Nigeria’s Internecine Index Debate

Nigerian shares were off 40 percent at Africa’s MSCI frontier bottom as the central bank rates and intervention were unchanged before the mid-February presidential contest, with the naira at a record low 190 to the dollar and JP Morgan threatening local debt index exclusion with bank position constraints on liquidity. One-fifth of $35 billion in international reserves was lost last year and the revised 2015 budget based on $65/barrel oil projects 20 percent for debt service. The weighting in the GBI-EM is less than 2 percent but disqualification would prompt an estimated $4 billion in outflows and test domestic institutional investor capacity to absorb the slack. Officials argue that prudential measures are temporary and are not capital controls which could justify suspension. Macroeconomic and security policies are in a holding pattern until the election result which still favors another President Jonathan term despite lead narrowing. With negative oil GDP growth this year the overall result will be 5 percent on resumed double-digit inflation. With spending and subsidy cuts the fiscal deficit will be under 1 percent of GDP and $2 billion from the excess crude account may limit future borrowing.

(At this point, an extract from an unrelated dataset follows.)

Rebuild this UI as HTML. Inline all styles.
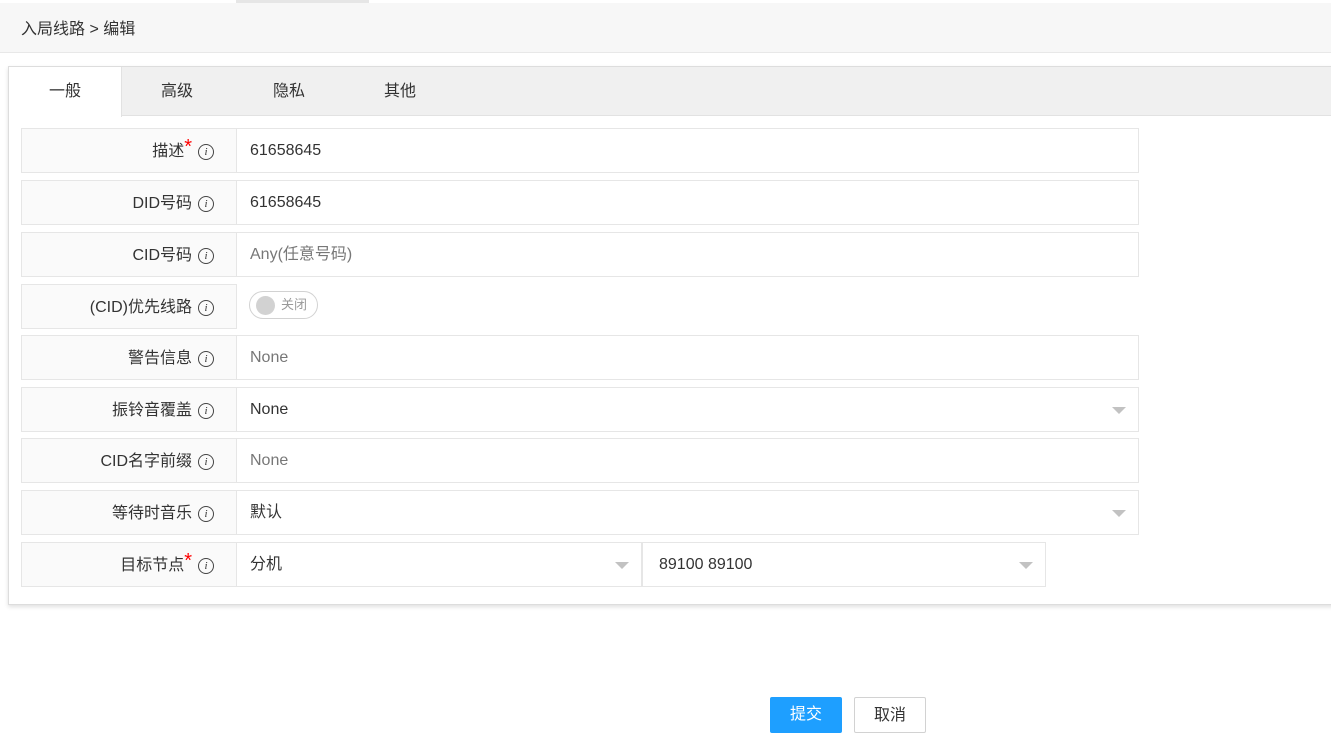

Defense outlays to fight Boko Haram are set to increase and a joint anti-insurgent effort with Chad and Cameroon is planned for the coming months amid reports of atrocities and lost towns on shared borders. In Zambia late January polls are close on choosing a successor to complete the remainder of the deceased incumbent’s mandate through 2016. The main two parties are again at odds but a third grouping candidate, a wealthy business executive, has emerged to upset the mix. With plunging copper prices the economy is a major issue with contradictory views on Chinese investment but an IMF program skirted in campaign rhetoric. The winner is unlikely to stress fiscal consolidation in the hope that higher mining royalties will generate revenue to keep the deficit under 5 percent of GDP. Inflation at 7-8 percent on currency depreciation will exceed growth, and despite reserves at just three months imports another Eurobond is not in the cards after last year’s tumultuous attempt.

Ghana’s IMF return is also on hold as the two sides iron out policy and technical differences with no agreement in sight until mid-year. Without Eurobond access domestic borrowing needs have doubled with the cedi still reeling from the 8 percent of GDP current account hole exacerbated by gold and oil price decline. Benchmark interest rates approaching 20 percent have decimated stocks off 30 percent on an annual basis. Kenya has been an exception with a 10 percent equity gain and possible plans to issue another global bond after 2014’s debut. Lower oil prices will aid the balance of payments and the president and vice-president no longer face proceedings at The Hague International Tribunal after the human rights case was dismissed for lack of evidence. Al-Shabab attacks have affected tourism but 5 percent growth and an IMF precautionary facility may offer a counteroffensive.